The Chiefs, Chargers and Raiders have it, proven over multiple years. The Broncos still do not. But other recent coaches with similar hands were able to find a measure of success in recent years that included making it to the postseason.

Buffalo’s Sean McDermott rode Tyrod Taylor to a wild-card appearance. Doug Marrone, who was dismissed by the Jacksonville Jaguars after the 2020 season, wrung a trip to the 2017 AFC Championship Game out of a team piloted by Blake Bortles.
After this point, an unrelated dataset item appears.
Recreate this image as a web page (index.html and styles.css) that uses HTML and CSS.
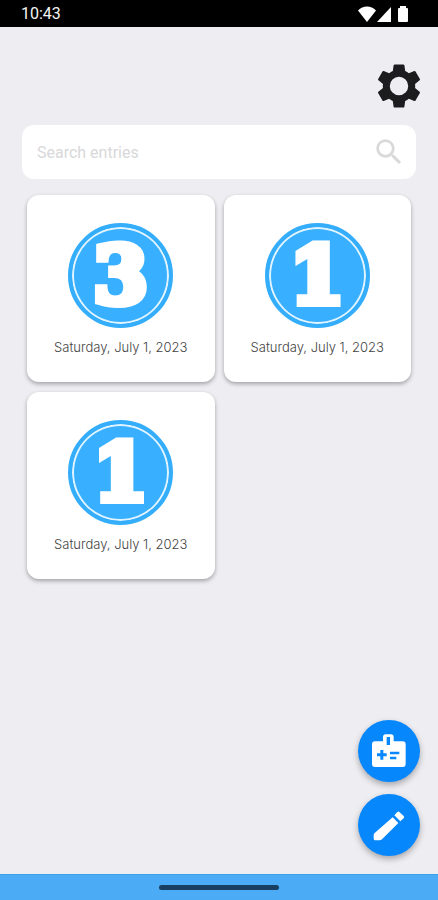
FILE: index.html
```html
<!DOCTYPE html>
<html lang="en">
<head>
<meta charset="utf-8">
<meta name="viewport" content="width=device-width, initial-scale=1">
<title>Entries</title>
<link rel="stylesheet" href="styles.css">
</head>
<body>
<div class="status">
  <time>10:43</time>
  <svg class="status-icons" viewBox="0 0 50 16" aria-hidden="true">
    <path d="M9 16 0 4.5C5-1 13-1 18 4.5Z"/>
    <path d="M33 1v15H19Z"/>
    <path d="M42 2V0h6v2h1q1 0 1 1v12q0 1-1 1h-8q-1 0-1-1V3q0-1 1-1Z"/>
  </svg>
</div>
<header class="toolbar">
  <button class="icon-button" type="button" aria-label="Settings">
    <svg viewBox="0 0 24 24"><path d="M19.14 12.94c.04-.3.06-.61.06-.94 0-.32-.02-.64-.07-.94l2.03-1.58c.18-.14.23-.41.12-.61l-1.92-3.32c-.12-.22-.37-.29-.59-.22l-2.39.96c-.5-.38-1.03-.7-1.62-.94l-.36-2.54c-.04-.24-.24-.41-.48-.41h-3.84c-.24 0-.43.17-.47.41l-.36 2.54c-.59.24-1.13.57-1.62.94l-2.39-.96c-.22-.08-.47 0-.59.22L2.74 8.87c-.12.21-.08.47.12.61l2.03 1.58c-.05.3-.09.63-.09.94s.02.64.07.94l-2.03 1.58c-.18.14-.23.41-.12.61l1.92 3.32c.12.22.37.29.59.22l2.39-.96c.5.38 1.03.7 1.62.94l.36 2.54c.05.24.24.41.48.41h3.84c.24 0 .44-.17.47-.41l.36-2.54c.59-.24 1.13-.56 1.62-.94l2.39.96c.22.08.47 0 .59-.22l1.92-3.32c.12-.22.07-.47-.12-.61l-2.01-1.58zM12 16.1a4.1 4.1 0 1 1 0-8.2 4.1 4.1 0 0 1 0 8.2z"/></svg>
  </button>
</header>
<main class="content">
  <form class="search" role="search">
    <input type="search" placeholder="Search entries" aria-label="Search entries">
    <button class="search-button" type="button" aria-label="Search">
      <svg viewBox="0 0 24 24"><path d="M15.5 14h-.79l-.28-.27A6.471 6.471 0 0 0 16 9.500 6.500 6.500 0 1 0 9.500 16c1.610 0 3.090-.59 4.230-1.570l.27.28v.79l5 4.990L20.490 19l-4.990-5zm-6 0C7.010 14 5 11.990 5 9.500S7.010 5 9.500 5 14 7.010 14 9.500 11.990 14 9.500 14z"/></svg>
    </button>
  </form>
  <section class="cards" aria-label="Entries">
    <article class="card"><div class="badge"><span>3</span></div><time>Saturday, July 1, 2023</time></article>
    <article class="card"><div class="badge"><span>1</span></div><time>Saturday, July 1, 2023</time></article>
    <article class="card"><div class="badge"><span>1</span></div><time>Saturday, July 1, 2023</time></article>
  </section>
  <div class="actions">
    <button class="fab" type="button" aria-label="Badges">
      <svg viewBox="0 0 102 102">
        <path fill-rule="evenodd" d="M33 22V9q0-8 8-8h16q8 0 8 8v13h27q9 0 9 9v59q0 9-9 9H9q-9 0-9-9V31q0-9 9-9ZM44 9v24h10V9ZM25 48v10H15v9h10v10h9V67h10v-9H34V48ZM54 53v8h28v-8ZM54 68v8h19v-8Z"/>
      </svg>
    </button>
    <button class="fab" type="button" aria-label="New entry">
      <svg viewBox="0 0 102 102">
        <path d="M62 28 79 45 30 94Q27 97 22 97H10Q5 97 5 92V82Q5 78 8 75ZM67 22 76 12Q79 9 82 12L95 24Q98 27 95 31L85 40Z"/>
      </svg>
    </button>
  </div>
</main>
<div class="navbar"><span class="handle"></span></div>
</body>
</html>
```
FILE: styles.css
```css
* { box-sizing: border-box; }

body {
  margin: 0;
  min-height: 100vh;
  display: flex;
  flex-direction: column;
  background: #eeedf2;
  font-family: Roboto, "Liberation Sans", sans-serif;
}

button {
  display: grid;
  place-items: center;
  padding: 0;
  border: 0;
  background: none;
}

.status {
  display: flex;
  align-items: center;
  justify-content: space-between;
  height: 27px;
  padding: 0 30px 0 21px;
  background: #000;
  color: #f4f4f4;
  font-size: 16px;
  line-height: 28px;
}

.status-icons {
  width: 50px;
  height: 16px;
  fill: #fff;
}

.toolbar {
  display: flex;
  justify-content: flex-end;
  padding: 32px 12px 12px;
}

.icon-button svg {
  display: block;
  width: 54px;
  height: 54px;
  fill: #1c1c1e;
}

.content {
  position: relative;
  flex: 1;
  padding: 0 22px;
}

.search {
  display: flex;
  align-items: center;
  height: 54px;
  padding: 0 10px 0 15px;
  border-radius: 12px;
  background: #fff;
}

.search input {
  flex: 1;
  min-width: 0;
  padding: 0;
  border: 0;
  outline: 0;
  background: none;
  font: 400 16px Roboto, "Liberation Sans", sans-serif;
}

.search input::placeholder { color: #d8d8da; }

.search-button svg {
  width: 34px;
  height: 34px;
  fill: #d9d9db;
}

.cards {
  display: grid;
  grid-template-columns: 1fr 1fr;
  gap: 10px 9px;
  padding: 16px 5px;
}

.card {
  display: flex;
  flex-direction: column;
  align-items: center;
  gap: 9px;
  height: 187px;
  padding-top: 28px;
  border-radius: 12px;
  background: #fff;
  box-shadow: 0 2px 4px rgba(0, 0, 0, 0.32);
}

.card time {
  color: #444;
  font: 300 13px/20px Inter, sans-serif;
  white-space: nowrap;
}

.badge {
  display: grid;
  place-items: center;
  width: 105px;
  height: 105px;
  border: 4px solid #34adfb;
  border-radius: 50%;
  background: #38b0ff;
  box-shadow: inset 0 0 0 2px #e2f4ff;
  color: #fff;
  font: 700 78px/96px "DejaVu Serif", serif;
  -webkit-text-stroke: 8px #fff;
}

.actions {
  position: absolute;
  right: 18px;
  bottom: 18px;
  display: grid;
  gap: 12px;
}

.fab {
  width: 62px;
  height: 62px;
  border-radius: 50%;
  background: #0787fc;
  box-shadow: 0 3px 6px rgba(0, 0, 0, 0.3);
}

.fab svg {
  width: 34px;
  height: 34px;
  fill: #fff;
}

.navbar {
  display: flex;
  justify-content: center;
  height: 26px;
  padding-top: 10px;
  border-top: 1px solid #36a4e6;
  background: #4cabf5;
}

.handle {
  width: 120px;
  height: 5px;
  border-radius: 3px;
  background: #183f60;
}
```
Minnesota’s Mike Zimmer guided the Vikings to a division title with Teddy Bridgewater and a conference-title game with Case Keenum, both of whom are among the melange of quarterbacks who have tried to fill the massive void left when Peyton Manning said, “God bless football,” and walked into an orange sunset.

Fangio has not had elite quality at quarterback.

But others in similar scenarios found measures of success that his teams could not.

And in the end, he decided to put his chances of a comeback in the hands of an opposing quarterback whose collection of accomplishments in his first four seasons as a starter are unlike any other passer in the history of the smart.

It was the wrong choice.

And it, along with the other game-management snafus and issues that popped up, could prove fatal to his stint on the Broncos’ sideline.